Like many, I was surprised by Margaret Thatcher’s rise to power. I recall, when Ted Heath (who I quite liked) was on his way out, discussing with a friend as to who might be a his possible successor, and being taken aback by his prediction it would be Thatcher. Besides being a woman (how times have moved on, although there have been no women Prime Minister since) the impressions I had were overall negative ones. I was a student at the time and as Education secretary she was widely disliked by students. The stand out memory here was her stopping free school milk and then being branded “Margaret Thatcher, milk snatcher“. But she did win and her impact was significant, more significant I would say than any other peace time Prime Minister in the past 100 or so years.
One of her principle legacies was “Thatcherism“, which made a deep impact on British life. According to Wikipedia: “Thatcherism describes the conviction politics, economic, social policy, and political style of the British Conservative politician Margaret Thatcher, who was leader of her party from 1975 to 1990. It has also been used to describe the beliefs of the British government while Thatcher was Prime Minister between May 1979 and November 1990, and beyond into the governments of John Major and Tony Blair“. Yet even today, opinions are divided as to whether her net contributions to this country were beneficial or detrimental, or as is often the case an intricate mixture of both good and bad.
This brings me to a quote I saw posted on Facebook that particularly struck me, which I shared on my own page and which gave rise to some interesting debate: “Speaking following her death today he (Ken Livingstone) said the former Conservative Prime Minister was responsible for every real problem faced in the UK today, as he claimed she had led millions of people out of work. Mr Livingstone told Sky News: “Of course she was popular, she was offering people their homes at a cut price. But she didn’t build any houses. She created today’s housing crisis, she produced the banking crisis, she created the benefits crisis. It was her government that started putting people on incapacity benefits rather than register them as unemployed because the Britain she inherited was broadly at full employment. She decided when she wrote off our manufacturing industry that she could live with two or three million unemployed and the legacy of that, the benefits bill that we are still struggling with today. In actual fact, every real problem we face today is the legacy of the fact she was fundamentally wrong.””

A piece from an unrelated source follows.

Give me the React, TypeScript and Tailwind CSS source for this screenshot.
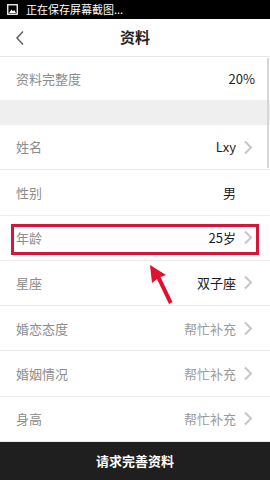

These words were not surprising, coming as they did from the lips of “Red Ken”, an ardent left winger and prominent anti-Thatcherite, but he was not the only one, coming at a time when even opponents tend to say nice things. Many other criticisms could be laid at her door. The jury is still out regarding her handling of the Falkland crisis. Many including me felt her poll tax ideas were unfair and unnecessary. Personally, while benefiting from buying shares at knock down prices in industries she helped privatised, it did help the rich to get richer and the poor to get poorer, and her policies did help damage communities. As a Tory , conciliatory minded, wet, I doubt I would have survived in a Thatcher cabinet, as some were to discover. While she loved a good argument she could scathingly squash dissent and was dismissive toward those church leaders who drew attention to the untoward effects of her policies on people.

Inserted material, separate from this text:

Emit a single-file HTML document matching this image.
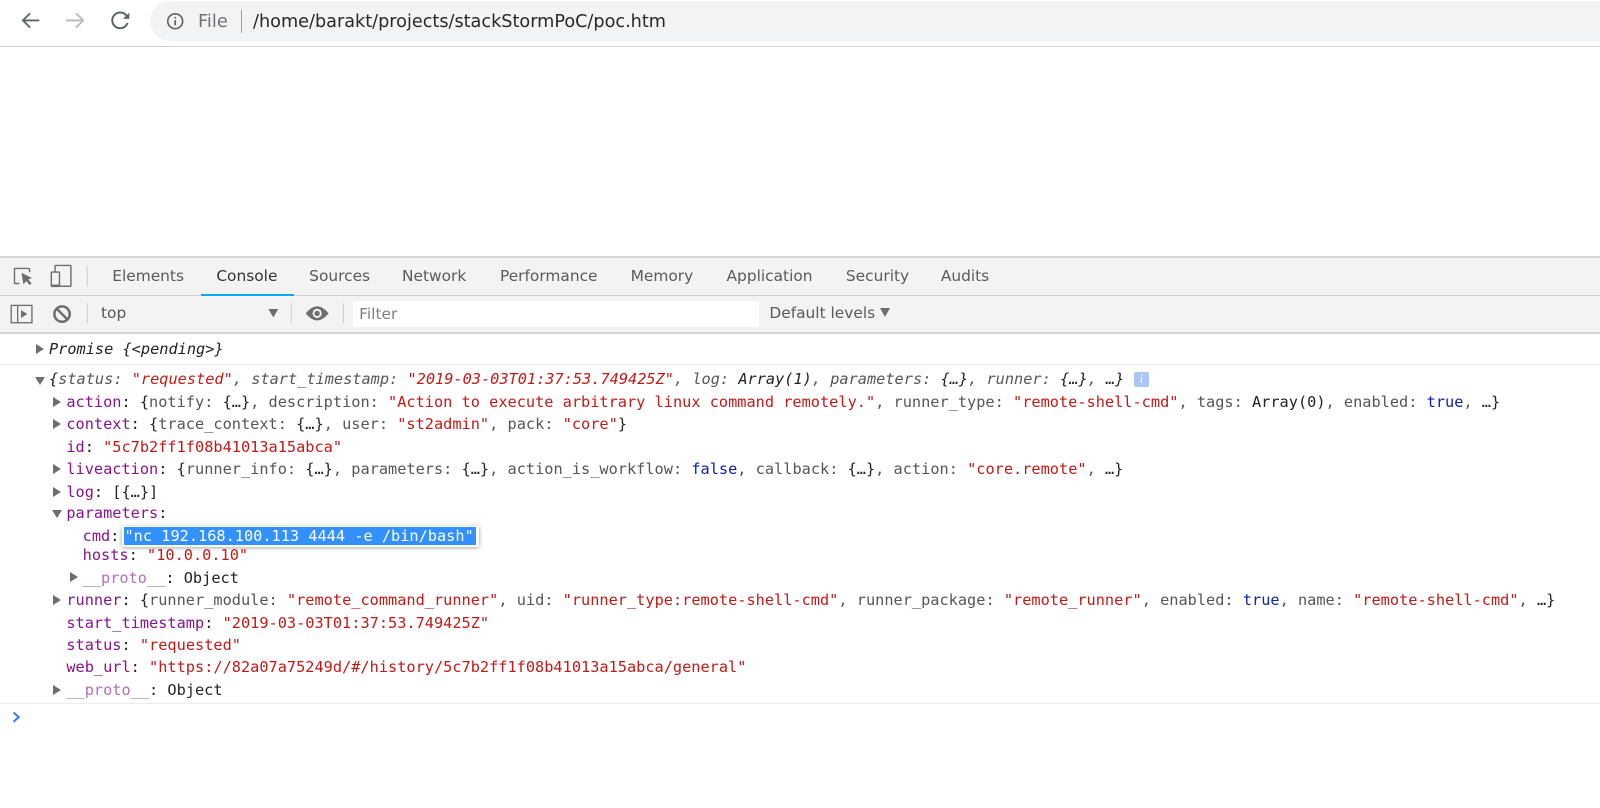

But just as such criticisms were damming, there are many who felt Thatcher was the right person at the time to be Prime Minister and still see her legacy in a glowing light. While my own views remain not fully formulated, I would like to put forward an alternative view based as much as anything on the fact I was there, before, at and after her time. I recall the winter of discontents, three day weeks, powerful unions holding the country to ransom, Britain being seen as the sick man of Europe and having to go cap in hand to the IMF to be bailed out because we could not pay our way. For some it would not be an understatement to say she changed all that.

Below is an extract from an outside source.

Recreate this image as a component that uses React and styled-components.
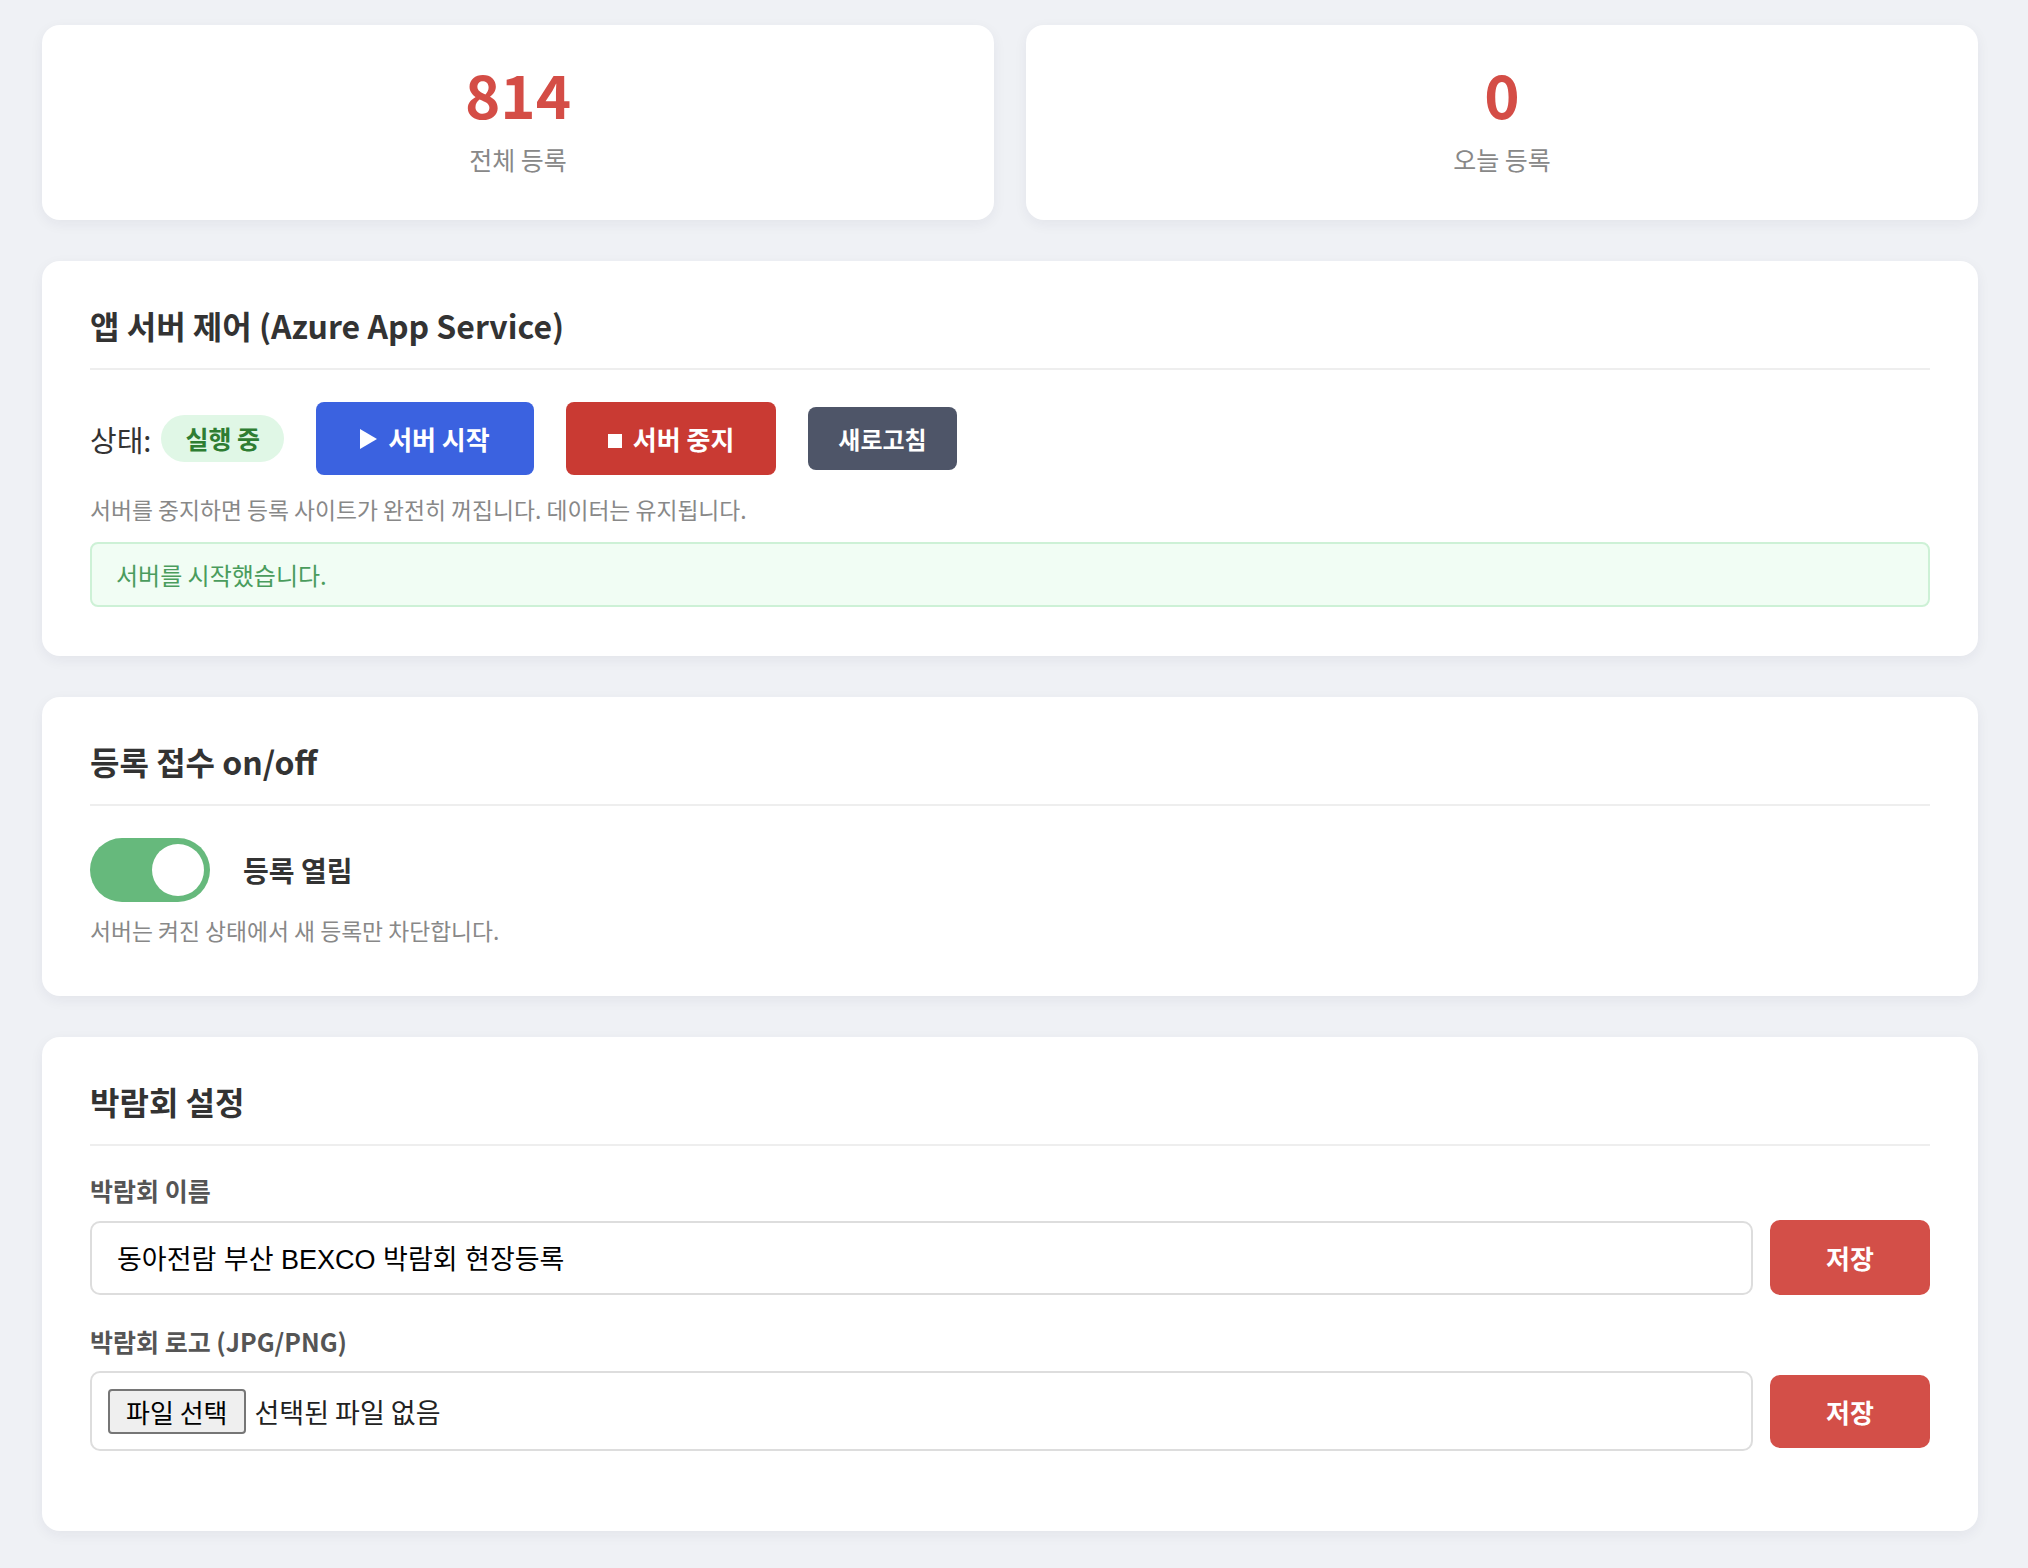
import React from "react";
import styled, { createGlobalStyle } from "styled-components";

const GlobalStyle = createGlobalStyle`
  * { box-sizing: border-box; }
  html, body { margin: 0; padding: 0; }
  body {
    background: #eff1f5;
    font-family: "Noto Sans CJK KR", "Noto Sans", sans-serif;
    color: #333;
  }
`;

const Page = styled.div`
  min-height: 100vh;
  padding: 25px 50px 40px 42px;
  display: flex;
  flex-direction: column;
  gap: 41px;
`;

const StatsRow = styled.div`
  display: grid;
  grid-template-columns: 1fr 1fr;
  gap: 32px;
`;

const StatCard = styled.div`
  background: #fff;
  border-radius: 18px;
  box-shadow: 0 4px 14px rgba(30, 40, 70, 0.06);
  height: 195px;
  padding-top: 32px;
  display: flex;
  flex-direction: column;
  align-items: center;
`;

const StatNumber = styled.div`
  font-size: 60px;
  font-weight: 700;
  line-height: 72px;
  color: #d44d46;
`;

const StatLabel = styled.div`
  margin-top: 12px;
  font-size: 25px;
  color: #888;
`;

const Card = styled.section`
  background: #fff;
  border-radius: 18px;
  box-shadow: 0 4px 14px rgba(30, 40, 70, 0.06);
  padding: 41px 48px 49px;
`;

const CardTitle = styled.h2`
  margin: 0 0 ${(p) => p.$gap ?? 32}px;
  padding-bottom: 20px;
  border-bottom: 2px solid #eee;
  font-size: 32px;
  font-weight: 700;
  color: #333;
`;

const StatusRow = styled.div`
  display: flex;
  align-items: center;
  gap: 32px;
`;

const StatusGroup = styled.div`
  display: flex;
  align-items: center;
  gap: 10px;
`;

const StatusLabel = styled.span`
  font-size: 29px;
  color: #333;
`;

const Badge = styled.span`
  display: inline-block;
  height: 47px;
  line-height: 47px;
  padding: 0 24px;
  border-radius: 24px;
  background: #e0f7e6;
  color: #2e7d32;
  font-size: 25px;
  font-weight: 700;
`;

const variants = {
  blue: { bg: "#3b62e0", h: 73, fs: 26, px: 44 },
  red: { bg: "#c93a33", h: 73, fs: 26, px: 42 },
  gray: { bg: "#4e5568", h: 63, fs: 24, px: 30 },
};

const ControlButton = styled.button`
  display: inline-flex;
  align-items: center;
  gap: 11px;
  height: ${(p) => variants[p.$variant].h}px;
  padding: 0 ${(p) => variants[p.$variant].px}px;
  border: none;
  border-radius: 8px;
  background: ${(p) => variants[p.$variant].bg};
  color: #fff;
  font-family: inherit;
  font-size: ${(p) => variants[p.$variant].fs}px;
  font-weight: 700;
  cursor: pointer;
`;

const PlayIcon = styled.span`
  width: 0;
  height: 0;
  border-top: 10.5px solid transparent;
  border-bottom: 10.5px solid transparent;
  border-left: 17px solid #fff;
`;

const StopIcon = styled.span`
  width: 14px;
  height: 14px;
  background: #fff;
  margin-top: 4px;
`;

const Hint = styled.p`
  margin: ${(p) => p.$top ?? 18}px 0 0;
  font-size: 22.8px;
  color: #888;
`;

const Message = styled.div`
  margin-top: 16px;
  height: 65px;
  padding: 0 24px;
  display: flex;
  align-items: center;
  border: 2px solid #cdf1d6;
  border-radius: 8px;
  background: #f1fdf4;
  color: #4a9c5d;
  font-size: 24px;
`;

const ToggleRow = styled.div`
  display: flex;
  align-items: center;
  gap: 33px;
`;

const Toggle = styled.div`
  position: relative;
  width: 120px;
  height: 64px;
  border-radius: 32px;
  background: ${(p) => (p.$on ? "#66b97c" : "#ccc")};
`;

const Knob = styled.span`
  position: absolute;
  top: 6px;
  ${(p) => (p.$on ? "right: 6px;" : "left: 6px;")}
  width: 52px;
  height: 52px;
  border-radius: 50%;
  background: #fff;
`;

const ToggleLabel = styled.span`
  font-size: 28px;
  font-weight: 700;
  color: #333;
`;

const FieldGroup = styled.div`
  margin-bottom: 28px;
  &:last-child {
    margin-bottom: 31px;
  }
`;

const FieldLabel = styled.label`
  display: block;
  margin-bottom: 12px;
  font-size: 25px;
  font-weight: 700;
  color: #555;
`;

const FieldRow = styled.div`
  display: flex;
  align-items: center;
  gap: 17px;
`;

const TextInput = styled.input`
  flex: 1;
  height: 74px;
  padding: 0 25px;
  border: 2px solid #ddd;
  border-radius: 10px;
  font-family: "Liberation Sans", "Noto Sans CJK KR", sans-serif;
  font-size: 27px;
  color: #000;
  outline: none;
`;

const FileBox = styled.div`
  flex: 1;
  height: 80px;
  padding: 0 16px;
  display: flex;
  align-items: center;
  gap: 9px;
  border: 2px solid #ddd;
  border-radius: 10px;
`;

const FileButton = styled.button`
  height: 45px;
  padding: 0 16px;
  border: 2px solid #767676;
  border-radius: 4px;
  background: #efefef;
  color: #000;
  font-family: inherit;
  font-size: 26px;
`;

const FileName = styled.span`
  font-size: 27px;
  color: #222;
`;

const SaveButton = styled.button`
  width: 160px;
  height: ${(p) => p.$h}px;
  border: none;
  border-radius: 10px;
  background: #d34f48;
  color: #fff;
  font-family: inherit;
  font-size: 26px;
  font-weight: 700;
  cursor: pointer;
`;

export default function App() {
  return (
    <>
      <GlobalStyle />
      <Page>
        <StatsRow>
          <StatCard>
            <StatNumber>814</StatNumber>
            <StatLabel>전체 등록</StatLabel>
          </StatCard>
          <StatCard>
            <StatNumber>0</StatNumber>
            <StatLabel>오늘 등록</StatLabel>
          </StatCard>
        </StatsRow>

        <Card>
          <CardTitle>앱 서버 제어 (Azure App Service)</CardTitle>
          <StatusRow>
            <StatusGroup>
              <StatusLabel>상태:</StatusLabel>
              <Badge>실행 중</Badge>
            </StatusGroup>
            <ControlButton $variant="blue">
              <PlayIcon />
              서버 시작
            </ControlButton>
            <ControlButton $variant="red">
              <StopIcon />
              서버 중지
            </ControlButton>
            <ControlButton $variant="gray">새로고침</ControlButton>
          </StatusRow>
          <Hint>서버를 중지하면 등록 사이트가 완전히 꺼집니다. 데이터는 유지됩니다.</Hint>
          <Message>서버를 시작했습니다.</Message>
        </Card>

        <Card>
          <CardTitle>등록 접수 on/off</CardTitle>
          <ToggleRow>
            <Toggle $on>
              <Knob $on />
            </Toggle>
            <ToggleLabel>등록 열림</ToggleLabel>
          </ToggleRow>
          <Hint $top={12}>서버는 켜진 상태에서 새 등록만 차단합니다.</Hint>
        </Card>

        <Card>
          <CardTitle $gap={26}>박람회 설정</CardTitle>
          <FieldGroup>
            <FieldLabel>박람회 이름</FieldLabel>
            <FieldRow>
              <TextInput defaultValue="동아전람 부산 BEXCO 박람회 현장등록" />
              <SaveButton $h={75}>저장</SaveButton>
            </FieldRow>
          </FieldGroup>
          <FieldGroup>
            <FieldLabel>박람회 로고 (JPG/PNG)</FieldLabel>
            <FieldRow>
              <FileBox>
                <FileButton type="button">파일 선택</FileButton>
                <FileName>선택된 파일 없음</FileName>
              </FileBox>
              <SaveButton $h={73}>저장</SaveButton>
            </FieldRow>
          </FieldGroup>
        </Card>
      </Page>
    </>
  );
}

She did stand up to union power and promoted the rule of law and she did win. While the closing of coal mines and the reaction by and toward militant miners continues to be contentious issues, it was arguably wrong for unions to stop modern computer technology from being introduced, thus revolutionising the printing industry by making the old fashioned printing skills redundant as it did those with those skills, who thus resisted. Thatcher stood up to Europe and got the deal that suited the UK in a way no other Prime Minister has done since. She stood her ground on the Falkland’s invasion, which some say she was morally beholden to do as this was a British territory. She promoted a culture of individual enterprise that encouraged hard work, rather than being beholden toward the state for work or benefits. Her special relationship with President Reagan helped toward dismantling communism. Some observers have concluded that, under her, Britain’s standing in the world grew, people felt good and the country prospered.
I should imagine that for this post-Thatcher generation, all the above may not mean too much, but for those of us, who lived through it, it meant a lot and still does. While things have moved on some of the principles applied at that time still remain. I was struck when I read recently about one of my own local council buildings, named: Margaret Thatcher House. I don’t know any other council owned building named after a British Prime Minister, which got me thinking that even now Margaret Thatcher still has her supporters among the movers and shakers in our town. I have no doubt there will be many with Conservative inclinations who would much rather see a Margaret Thatcher type person at the helm of power for the UK rather than that nice but rather inept David Cameron. On the Labour side, even though New Labour who some say was a Thatcher legacy, has come in recent years to dominate Labour politics, there will be some who will side with Ken Livingstone and see many of today’s ills as part of the unfortunate Thatcher legacy.
What seems clear to me that while Margaret Thatcher is for many a fading memory, what she achieved or failed to achieve, depending on how you look at it, still raises strong feelings in some.